▶ **Directions for this task**
Will you write out all the entries below exactly?

▶ **Given records**
┌──

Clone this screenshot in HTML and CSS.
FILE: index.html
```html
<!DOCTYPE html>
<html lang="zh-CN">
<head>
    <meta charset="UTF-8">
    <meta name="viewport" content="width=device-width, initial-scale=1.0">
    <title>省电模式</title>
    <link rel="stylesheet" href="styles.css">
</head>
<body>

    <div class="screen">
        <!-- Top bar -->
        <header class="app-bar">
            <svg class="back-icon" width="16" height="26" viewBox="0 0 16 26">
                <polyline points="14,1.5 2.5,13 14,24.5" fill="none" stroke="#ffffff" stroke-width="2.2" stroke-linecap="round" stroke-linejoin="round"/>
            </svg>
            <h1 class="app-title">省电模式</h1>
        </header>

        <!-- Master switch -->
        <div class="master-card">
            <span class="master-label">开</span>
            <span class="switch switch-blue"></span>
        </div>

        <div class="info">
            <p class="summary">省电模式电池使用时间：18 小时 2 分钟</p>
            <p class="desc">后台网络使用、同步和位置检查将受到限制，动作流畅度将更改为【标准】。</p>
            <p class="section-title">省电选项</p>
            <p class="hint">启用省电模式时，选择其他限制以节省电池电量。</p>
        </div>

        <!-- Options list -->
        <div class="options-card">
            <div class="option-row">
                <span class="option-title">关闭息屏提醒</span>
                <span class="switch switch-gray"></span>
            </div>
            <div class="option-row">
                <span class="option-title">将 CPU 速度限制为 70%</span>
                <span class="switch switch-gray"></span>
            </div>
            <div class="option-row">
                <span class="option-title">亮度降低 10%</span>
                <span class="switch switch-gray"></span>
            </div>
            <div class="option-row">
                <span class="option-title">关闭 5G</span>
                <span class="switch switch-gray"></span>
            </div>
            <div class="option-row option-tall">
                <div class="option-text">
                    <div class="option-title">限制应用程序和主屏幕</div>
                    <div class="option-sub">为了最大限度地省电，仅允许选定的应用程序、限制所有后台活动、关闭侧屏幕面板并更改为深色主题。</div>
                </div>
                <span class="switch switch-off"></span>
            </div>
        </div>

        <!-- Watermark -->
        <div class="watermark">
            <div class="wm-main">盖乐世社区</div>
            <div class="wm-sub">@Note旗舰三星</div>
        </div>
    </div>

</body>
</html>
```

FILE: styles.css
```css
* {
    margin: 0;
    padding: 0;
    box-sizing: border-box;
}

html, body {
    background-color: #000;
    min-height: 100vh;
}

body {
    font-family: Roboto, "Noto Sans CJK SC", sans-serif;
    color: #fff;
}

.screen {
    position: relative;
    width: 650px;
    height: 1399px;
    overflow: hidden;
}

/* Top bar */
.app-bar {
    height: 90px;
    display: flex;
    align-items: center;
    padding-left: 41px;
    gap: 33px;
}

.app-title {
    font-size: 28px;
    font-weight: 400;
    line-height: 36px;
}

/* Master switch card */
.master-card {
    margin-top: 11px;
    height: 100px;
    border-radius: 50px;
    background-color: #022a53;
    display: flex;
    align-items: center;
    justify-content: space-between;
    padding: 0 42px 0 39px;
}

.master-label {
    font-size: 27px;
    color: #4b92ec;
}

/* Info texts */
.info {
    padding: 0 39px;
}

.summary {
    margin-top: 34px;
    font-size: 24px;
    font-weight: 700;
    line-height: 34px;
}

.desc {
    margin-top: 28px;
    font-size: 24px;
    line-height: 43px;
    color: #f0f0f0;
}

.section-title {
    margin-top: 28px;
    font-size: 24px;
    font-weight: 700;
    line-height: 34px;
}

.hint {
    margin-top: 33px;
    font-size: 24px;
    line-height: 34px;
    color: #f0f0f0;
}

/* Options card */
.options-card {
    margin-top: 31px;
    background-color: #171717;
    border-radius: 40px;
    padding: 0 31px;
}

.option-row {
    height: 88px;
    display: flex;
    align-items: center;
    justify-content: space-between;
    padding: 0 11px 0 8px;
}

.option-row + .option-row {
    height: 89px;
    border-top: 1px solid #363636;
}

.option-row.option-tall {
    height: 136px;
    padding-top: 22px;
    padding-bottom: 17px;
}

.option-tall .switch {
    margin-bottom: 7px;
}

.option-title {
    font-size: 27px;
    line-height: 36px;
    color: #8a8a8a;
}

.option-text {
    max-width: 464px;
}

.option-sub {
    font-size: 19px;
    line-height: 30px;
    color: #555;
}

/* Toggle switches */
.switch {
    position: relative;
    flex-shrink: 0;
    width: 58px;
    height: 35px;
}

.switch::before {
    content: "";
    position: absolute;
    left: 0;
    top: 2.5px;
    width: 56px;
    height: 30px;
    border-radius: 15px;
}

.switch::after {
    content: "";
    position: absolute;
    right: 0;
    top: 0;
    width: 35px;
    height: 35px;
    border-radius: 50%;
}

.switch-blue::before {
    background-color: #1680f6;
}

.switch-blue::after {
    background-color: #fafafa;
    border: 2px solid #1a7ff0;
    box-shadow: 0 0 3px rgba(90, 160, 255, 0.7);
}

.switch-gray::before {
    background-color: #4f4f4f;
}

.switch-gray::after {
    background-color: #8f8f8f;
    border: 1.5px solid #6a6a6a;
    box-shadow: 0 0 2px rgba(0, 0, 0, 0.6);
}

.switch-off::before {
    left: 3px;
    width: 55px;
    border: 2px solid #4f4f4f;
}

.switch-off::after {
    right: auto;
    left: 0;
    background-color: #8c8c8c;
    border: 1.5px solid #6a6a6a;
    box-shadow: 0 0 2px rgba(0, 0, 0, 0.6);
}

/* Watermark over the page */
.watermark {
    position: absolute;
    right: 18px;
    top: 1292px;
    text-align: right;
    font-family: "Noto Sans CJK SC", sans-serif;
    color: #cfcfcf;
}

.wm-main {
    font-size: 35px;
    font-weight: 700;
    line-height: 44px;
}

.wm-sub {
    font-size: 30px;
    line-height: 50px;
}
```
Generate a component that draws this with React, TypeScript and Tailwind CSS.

└──

▶ **Solved problem**
Clone this screenshot in HTML and CSS.
FILE: index.html
```html
<!DOCTYPE html>
<html lang="zh-CN">
<head>
    <meta charset="UTF-8">
    <meta name="viewport" content="width=device-width, initial-scale=1.0">
    <title>省电模式</title>
    <link rel="stylesheet" href="styles.css">
</head>
<body>

    <div class="screen">
        <!-- Top bar -->
        <header class="app-bar">
            <svg class="back-icon" width="16" height="26" viewBox="0 0 16 26">
                <polyline points="14,1.5 2.5,13 14,24.5" fill="none" stroke="#ffffff" stroke-width="2.2" stroke-linecap="round" stroke-linejoin="round"/>
            </svg>
            <h1 class="app-title">省电模式</h1>
        </header>

        <!-- Master switch -->
        <div class="master-card">
            <span class="master-label">开</span>
            <span class="switch switch-blue"></span>
        </div>

        <div class="info">
            <p class="summary">省电模式电池使用时间：18 小时 2 分钟</p>
            <p class="desc">后台网络使用、同步和位置检查将受到限制，动作流畅度将更改为【标准】。</p>
            <p class="section-title">省电选项</p>
            <p class="hint">启用省电模式时，选择其他限制以节省电池电量。</p>
        </div>

        <!-- Options list -->
        <div class="options-card">
            <div class="option-row">
                <span class="option-title">关闭息屏提醒</span>
                <span class="switch switch-gray"></span>
            </div>
            <div class="option-row">
                <span class="option-title">将 CPU 速度限制为 70%</span>
                <span class="switch switch-gray"></span>
            </div>
            <div class="option-row">
                <span class="option-title">亮度降低 10%</span>
                <span class="switch switch-gray"></span>
            </div>
            <div class="option-row">
                <span class="option-title">关闭 5G</span>
                <span class="switch switch-gray"></span>
            </div>
            <div class="option-row option-tall">
                <div class="option-text">
                    <div class="option-title">限制应用程序和主屏幕</div>
                    <div class="option-sub">为了最大限度地省电，仅允许选定的应用程序、限制所有后台活动、关闭侧屏幕面板并更改为深色主题。</div>
                </div>
                <span class="switch switch-off"></span>
            </div>
        </div>

        <!-- Watermark -->
        <div class="watermark">
            <div class="wm-main">盖乐世社区</div>
            <div class="wm-sub">@Note旗舰三星</div>
        </div>
    </div>

</body>
</html>
```

FILE: styles.css
```css
* {
    margin: 0;
    padding: 0;
    box-sizing: border-box;
}

html, body {
    background-color: #000;
    min-height: 100vh;
}

body {
    font-family: Roboto, "Noto Sans CJK SC", sans-serif;
    color: #fff;
}

.screen {
    position: relative;
    width: 650px;
    height: 1399px;
    overflow: hidden;
}

/* Top bar */
.app-bar {
    height: 90px;
    display: flex;
    align-items: center;
    padding-left: 41px;
    gap: 33px;
}

.app-title {
    font-size: 28px;
    font-weight: 400;
    line-height: 36px;
}

/* Master switch card */
.master-card {
    margin-top: 11px;
    height: 100px;
    border-radius: 50px;
    background-color: #022a53;
    display: flex;
    align-items: center;
    justify-content: space-between;
    padding: 0 42px 0 39px;
}

.master-label {
    font-size: 27px;
    color: #4b92ec;
}

/* Info texts */
.info {
    padding: 0 39px;
}

.summary {
    margin-top: 34px;
    font-size: 24px;
    font-weight: 700;
    line-height: 34px;
}

.desc {
    margin-top: 28px;
    font-size: 24px;
    line-height: 43px;
    color: #f0f0f0;
}

.section-title {
    margin-top: 28px;
    font-size: 24px;
    font-weight: 700;
    line-height: 34px;
}

.hint {
    margin-top: 33px;
    font-size: 24px;
    line-height: 34px;
    color: #f0f0f0;
}

/* Options card */
.options-card {
    margin-top: 31px;
    background-color: #171717;
    border-radius: 40px;
    padding: 0 31px;
}

.option-row {
    height: 88px;
    display: flex;
    align-items: center;
    justify-content: space-between;
    padding: 0 11px 0 8px;
}

.option-row + .option-row {
    height: 89px;
    border-top: 1px solid #363636;
}

.option-row.option-tall {
    height: 136px;
    padding-top: 22px;
    padding-bottom: 17px;
}

.option-tall .switch {
    margin-bottom: 7px;
}

.option-title {
    font-size: 27px;
    line-height: 36px;
    color: #8a8a8a;
}

.option-text {
    max-width: 464px;
}

.option-sub {
    font-size: 19px;
    line-height: 30px;
    color: #555;
}

/* Toggle switches */
.switch {
    position: relative;
    flex-shrink: 0;
    width: 58px;
    height: 35px;
}

.switch::before {
    content: "";
    position: absolute;
    left: 0;
    top: 2.5px;
    width: 56px;
    height: 30px;
    border-radius: 15px;
}

.switch::after {
    content: "";
    position: absolute;
    right: 0;
    top: 0;
    width: 35px;
    height: 35px;
    border-radius: 50%;
}

.switch-blue::before {
    background-color: #1680f6;
}

.switch-blue::after {
    background-color: #fafafa;
    border: 2px solid #1a7ff0;
    box-shadow: 0 0 3px rgba(90, 160, 255, 0.7);
}

.switch-gray::before {
    background-color: #4f4f4f;
}

.switch-gray::after {
    background-color: #8f8f8f;
    border: 1.5px solid #6a6a6a;
    box-shadow: 0 0 2px rgba(0, 0, 0, 0.6);
}

.switch-off::before {
    left: 3px;
    width: 55px;
    border: 2px solid #4f4f4f;
}

.switch-off::after {
    right: auto;
    left: 0;
    background-color: #8c8c8c;
    border: 1.5px solid #6a6a6a;
    box-shadow: 0 0 2px rgba(0, 0, 0, 0.6);
}

/* Watermark over the page */
.watermark {
    position: absolute;
    right: 18px;
    top: 1292px;
    text-align: right;
    font-family: "Noto Sans CJK SC", sans-serif;
    color: #cfcfcf;
}

.wm-main {
    font-size: 35px;
    font-weight: 700;
    line-height: 44px;
}

.wm-sub {
    font-size: 30px;
    line-height: 50px;
}
```
Generate a component that draws this with React, TypeScript and Tailwind CSS.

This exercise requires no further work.